→ Data block

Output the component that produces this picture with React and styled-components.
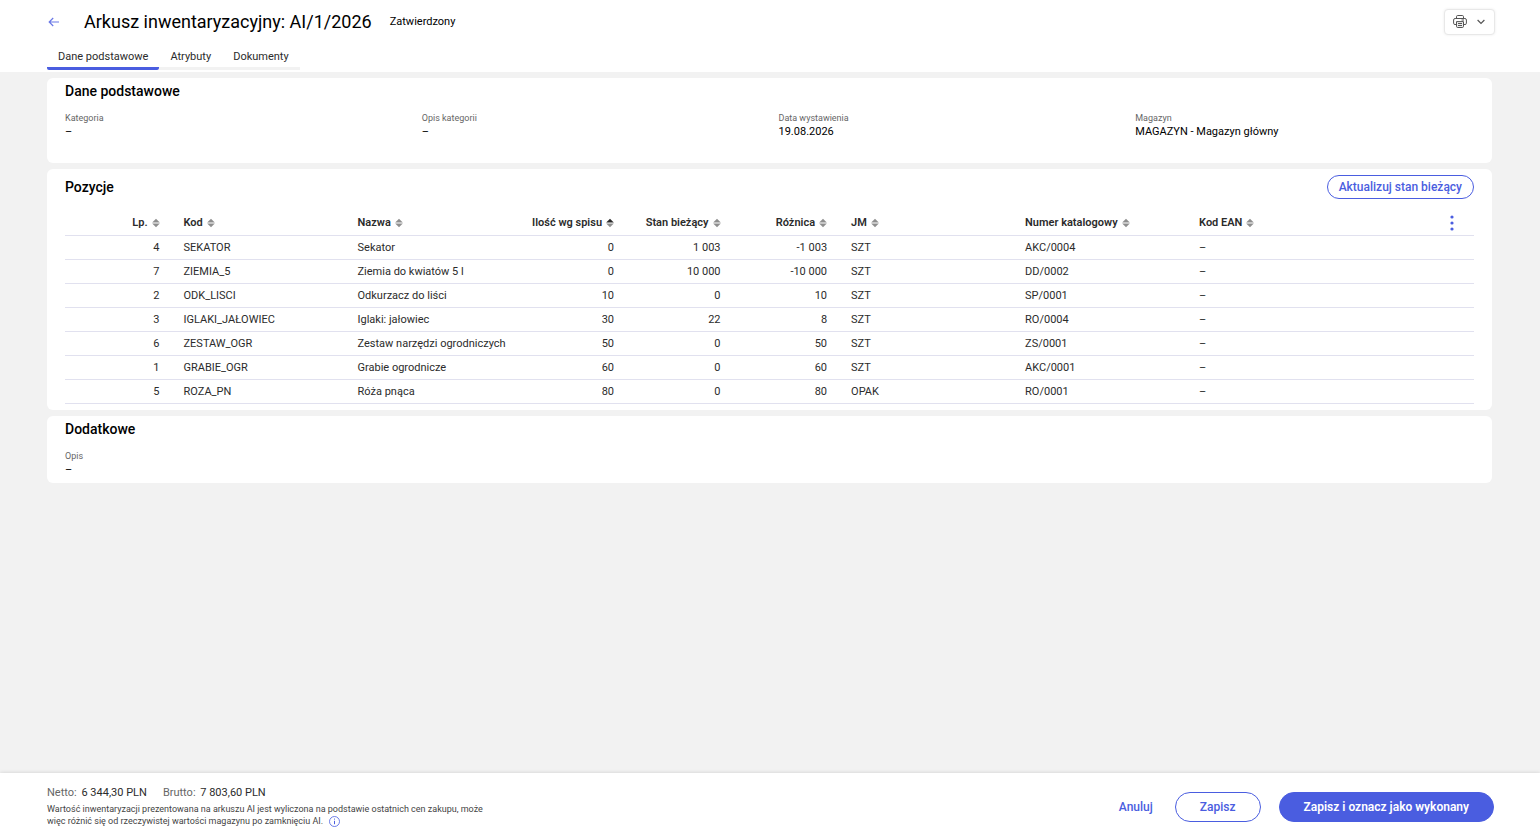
import styled, { createGlobalStyle } from "styled-components"

const fields = [
    { label: "Kategoria", value: "–" },
    { label: "Opis kategorii", value: "–" },
    { label: "Data wystawienia", value: "19.08.2026" },
    { label: "Magazyn", value: "MAGAZYN - Magazyn główny" },
]

const columns = [
    { key: "lp", label: "Lp.", numeric: true },
    { key: "code", label: "Kod" },
    { key: "name", label: "Nazwa" },
    { key: "counted", label: "Ilość wg spisu", numeric: true, sorted: true },
    { key: "stock", label: "Stan bieżący", numeric: true },
    { key: "diff", label: "Różnica", numeric: true },
    { key: "unit", label: "JM" },
    { key: "catalog", label: "Numer katalogowy" },
    { key: "ean", label: "Kod EAN" },
]

const rows = [
    { lp: "4", code: "SEKATOR", name: "Sekator", counted: "0", stock: "1 003", diff: "-1 003", unit: "SZT", catalog: "AKC/0004", ean: "–" },
    { lp: "7", code: "ZIEMIA_5", name: "Ziemia do kwiatów 5 l", counted: "0", stock: "10 000", diff: "-10 000", unit: "SZT", catalog: "DD/0002", ean: "–" },
    { lp: "2", code: "ODK_LISCI", name: "Odkurzacz do liści", counted: "10", stock: "0", diff: "10", unit: "SZT", catalog: "SP/0001", ean: "–" },
    { lp: "3", code: "IGLAKI_JAŁOWIEC", name: "Iglaki: jałowiec", counted: "30", stock: "22", diff: "8", unit: "SZT", catalog: "RO/0004", ean: "–" },
    { lp: "6", code: "ZESTAW_OGR", name: "Zestaw narzędzi ogrodniczych", counted: "50", stock: "0", diff: "50", unit: "SZT", catalog: "ZS/0001", ean: "–" },
    { lp: "1", code: "GRABIE_OGR", name: "Grabie ogrodnicze", counted: "60", stock: "0", diff: "60", unit: "SZT", catalog: "AKC/0001", ean: "–" },
    { lp: "5", code: "ROZA_PN", name: "Róża pnąca", counted: "80", stock: "0", diff: "80", unit: "OPAK", catalog: "RO/0001", ean: "–" },
]

const SortIcon = ({ sorted }) => (
    <svg width="8" height="10" viewBox="0 0 8 10" aria-hidden="true">
        <path d="M4 0.8 L7.8 4.4 H0.2 Z" fill={sorted ? "#2b2b2b" : "#8f8f8f"} />
        <path d="M4 9.2 L7.8 5.6 H0.2 Z" fill="#8f8f8f" />
    </svg>
)

const BackIcon = () => (
    <svg width="12" height="10" viewBox="0 0 12 10" fill="none" stroke="#6a78e6" strokeWidth="1.2" aria-hidden="true">
        <path d="M11 5 H1.5 M5.2 1 L1.2 5 L5.2 9" />
    </svg>
)

const PrinterIcon = () => (
    <svg width="14" height="13" viewBox="0 0 14 13" fill="none" stroke="#555" strokeWidth="1" strokeLinejoin="round" aria-hidden="true">
        <path d="M3.5 3.5 V1.7 Q3.5 0.5 4.7 0.5 H9.3 Q10.5 0.5 10.5 1.7 V3.5" />
        <path d="M3.3 9.5 H2 Q0.6 9.5 0.6 8.3 V5 Q0.6 3.5 2.1 3.5 H11.9 Q13.4 3.5 13.4 5 V8.3 Q13.4 9.5 12 9.5 H10.7" />
        <path d="M3.5 6.6 H10.5 V11.3 Q10.5 12.5 9.3 12.5 H4.7 Q3.5 12.5 3.5 11.3 Z" fill="#ececec" />
        <path d="M5 8.5 H9 M5 10.5 H9 M8.5 5 H11" />
    </svg>
)

const ChevronIcon = () => (
    <svg width="8" height="6" viewBox="0 0 8 6" fill="none" stroke="#555" strokeWidth="1.2" aria-hidden="true">
        <path d="M0.6 1 L4 4.4 L7.4 1" />
    </svg>
)

const DotsIcon = () => (
    <svg width="4" height="16" viewBox="0 0 4 16" fill="#4a5de0" aria-hidden="true">
        <circle cx="2" cy="2" r="1.6" />
        <circle cx="2" cy="8" r="1.6" />
        <circle cx="2" cy="14" r="1.6" />
    </svg>
)

const InfoIcon = () => (
    <svg width="11" height="11" viewBox="0 0 11 11" fill="none" stroke="#4a5de0" strokeWidth="0.8" aria-hidden="true">
        <circle cx="5.5" cy="5.5" r="5" />
        <path d="M5.5 4.8 V8.2 M5.5 2.6 V3.6" strokeWidth="1" />
    </svg>
)

const Field = ({ label, value }) => (
    <div>
        <FieldLabel>{label}</FieldLabel>
        <FieldValue>{value}</FieldValue>
    </div>
)

const App = () => {
    return (
        <>
            <GlobalStyle />
            <Page>
                <Header>
                    <TitleRow>
                        <BackLink href="#" aria-label="Wstecz">
                            <BackIcon />
                        </BackLink>
                        <Title>Arkusz inwentaryzacyjny: AI/1/2026</Title>
                        <Status>Zatwierdzony</Status>
                        <PrintButton type="button" aria-label="Drukuj">
                            <PrinterIcon />
                            <ChevronIcon />
                        </PrintButton>
                    </TitleRow>
                    <Tabs>
                        <Tab href="#" $active>Dane podstawowe</Tab>
                        <Tab href="#">Atrybuty</Tab>
                        <Tab href="#">Dokumenty</Tab>
                    </Tabs>
                </Header>

                <Main>
                    <Card $bottom={24}>
                        <CardTitle>Dane podstawowe</CardTitle>
                        <Fields>
                            {fields.map((field) => (
                                <Field key={field.label} {...field} />
                            ))}
                        </Fields>
                    </Card>

                    <Card $bottom={6}>
                        <CardHead>
                            <CardTitle>Pozycje</CardTitle>
                            <Button type="button" $kind="small">Aktualizuj stan bieżący</Button>
                        </CardHead>
                        <Table>
                            <thead>
                                <tr>
                                    {columns.map((col) => (
                                        <HeadCell key={col.key} $numeric={col.numeric}>
                                            <SortButton type="button">
                                                {col.label}
                                                <SortIcon sorted={col.sorted} />
                                            </SortButton>
                                        </HeadCell>
                                    ))}
                                    <MenuCell>
                                        <MenuButton type="button" aria-label="Kolumny">
                                            <DotsIcon />
                                        </MenuButton>
                                    </MenuCell>
                                </tr>
                            </thead>
                            <tbody>
                                {rows.map((row) => (
                                    <tr key={row.lp}>
                                        {columns.map((col) => (
                                            <Cell key={col.key} $numeric={col.numeric}>{row[col.key]}</Cell>
                                        ))}
                                        <Cell />
                                    </tr>
                                ))}
                            </tbody>
                        </Table>
                    </Card>

                    <Card $bottom={6}>
                        <CardTitle>Dodatkowe</CardTitle>
                        <Fields>
                            <Field label="Opis" value="–" />
                        </Fields>
                    </Card>
                </Main>

                <Footer>
                    <Summary>
                        <Totals>
                            <Total>Netto: <strong>6 344,30 PLN</strong></Total>
                            <Total>Brutto: <strong>7 803,60 PLN</strong></Total>
                        </Totals>
                        <Note>
                            Wartość inwentaryzacji prezentowana na arkuszu AI jest wyliczona na podstawie ostatnich cen zakupu, może
                            więc różnić się od rzeczywistej wartości magazynu po zamknięciu AI.
                            <InfoIcon />
                        </Note>
                    </Summary>
                    <Actions>
                        <Button type="button" $kind="text">Anuluj</Button>
                        <Button type="button">Zapisz</Button>
                        <Button type="button" $kind="primary">Zapisz i oznacz jako wykonany</Button>
                    </Actions>
                </Footer>
            </Page>
        </>
    )
}

const GlobalStyle = createGlobalStyle`
    :root {
        --primary-color: #4a5de0;
        --line-color: #e1e1ef;
    }

    * {
        box-sizing: border-box;
    }

    body {
        margin: 0;
        background: #f2f2f2;
        color: #2b2b2b;
        font-family: Roboto, "Liberation Sans", sans-serif;
        font-size: 11px;
    }

    button {
        font-family: inherit;
        cursor: pointer;
    }
`

const Page = styled.div`
    display: flex;
    flex-direction: column;
    min-height: 100vh;
`

const Header = styled.header`
    padding: 0 45px 2px 47px;
    background: white;
`

const TitleRow = styled.div`
    display: flex;
    align-items: center;
    height: 43px;
`

const BackLink = styled.a`
    display: flex;
    width: 37px;
    padding-left: 1px;
`

const Title = styled.h1`
    margin: 0 18px 0 0;
    color: black;
    font-size: 18px;
    font-weight: 400;
`

const Status = styled.span`
    color: black;
`

const PrintButton = styled.button`
    display: flex;
    align-items: center;
    justify-content: space-between;
    width: 51px;
    height: 26px;
    margin-left: auto;
    padding: 0 9px 0 8px;
    border: 1px solid #e8e8e8;
    border-radius: 4px;
    background: white;
    box-shadow: 0 0 3px rgba(0, 0, 0, 0.08);
`

const Tabs = styled.nav`
    display: flex;
`

const Tab = styled.a`
    height: 27px;
    padding: 0 11px;
    border-bottom: 3px solid ${(p) => (p.$active ? "var(--primary-color)" : "#f2f2f2")};
    border-radius: ${(p) => (p.$active ? "2px" : "0")};
    color: #2b2b2b;
    line-height: 27px;
    text-decoration: none;
`

const Main = styled.main`
    display: flex;
    flex: 1;
    flex-direction: column;
    gap: 6px;
    padding: 6px 48px 6px 47px;
`

const Card = styled.section`
    padding: 6px 18px ${(p) => p.$bottom}px;
    border-radius: 6px;
    background: white;
`

const CardHead = styled.div`
    display: flex;
    align-items: center;
    justify-content: space-between;
    margin-bottom: 12px;
`

const CardTitle = styled.h2`
    margin: 0;
    color: black;
    font-size: 14px;
    font-weight: 500;
    line-height: 14px;
`

const Fields = styled.div`
    display: grid;
    grid-template-columns: repeat(4, 1fr);
    gap: 18px;
    padding-top: 14px;
`

const FieldLabel = styled.div`
    color: #666;
    font-size: 9px;
    line-height: 12px;
`

const FieldValue = styled.div`
    color: black;
    line-height: 15px;
`

const Table = styled.table`
    width: 100%;
    border-collapse: collapse;
    table-layout: fixed;
`

const HeadCell = styled.th`
    width: ${(p) => (p.$numeric ? "7.56%" : "12.35%")};
    height: 24px;
    padding: 0 12px;
    border-bottom: 1px solid var(--line-color);
    text-align: ${(p) => (p.$numeric ? "right" : "left")};
    white-space: nowrap;
`

const SortButton = styled.button`
    display: inline-flex;
    align-items: center;
    gap: 4px;
    padding: 0;
    border: none;
    background: none;
    color: #2b2b2b;
    font-size: 11px;
    font-weight: 600;
`

const MenuCell = styled.th`
    padding: 0 20px;
    border-bottom: 1px solid var(--line-color);
    text-align: right;
`

const MenuButton = styled.button`
    display: inline-flex;
    padding: 0;
    border: none;
    background: none;
    vertical-align: middle;
`

const Cell = styled.td`
    height: 24px;
    padding: 0 12px;
    border-bottom: 1px solid var(--line-color);
    text-align: ${(p) => (p.$numeric ? "right" : "left")};
    white-space: nowrap;
`

const Footer = styled.footer`
    position: sticky;
    bottom: 0;
    display: flex;
    align-items: flex-start;
    justify-content: space-between;
    padding: 12px 46px 11px 47px;
    background: white;
    box-shadow: 0 0 4px rgba(0, 0, 0, 0.15);
`

const Summary = styled.div`
    width: 440px;
`

const Totals = styled.div`
    display: flex;
    gap: 16px;
    line-height: 15px;
`

const Total = styled.div`
    color: #666;

    strong {
        margin-left: 2px;
        color: #2b2b2b;
        font-weight: 400;
    }
`

const Note = styled.p`
    margin: 3px 0 0;
    color: #444;
    font-size: 9px;
    line-height: 12px;

    svg {
        margin-left: 6px;
        vertical-align: -3px;
    }
`

const Actions = styled.div`
    display: flex;
    align-items: center;
    gap: 18px;
    padding-top: 7px;
`

const Button = styled.button`
    height: ${(p) => (p.$kind === "small" ? "24px" : "30px")};
    padding: ${(p) => (p.$kind === "text" ? "0 4px" : p.$kind === "small" ? "0 11px" : "0 24px")};
    border: ${(p) => (p.$kind === "text" ? "none" : "1px solid var(--primary-color)")};
    border-radius: 15px;
    background: ${(p) => (p.$kind === "primary" ? "var(--primary-color)" : "white")};
    color: ${(p) => (p.$kind === "primary" ? "white" : "var(--primary-color)")};
    font-size: 12px;
    font-weight: ${(p) => (p.$kind === "primary" ? 600 : 500)};
`

export default App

→ Required work
Take every line containing the word "components" and copy it.

→ Result of the exercise
Output the component that produces this picture with React and styled-components.
import styled, { createGlobalStyle } from "styled-components"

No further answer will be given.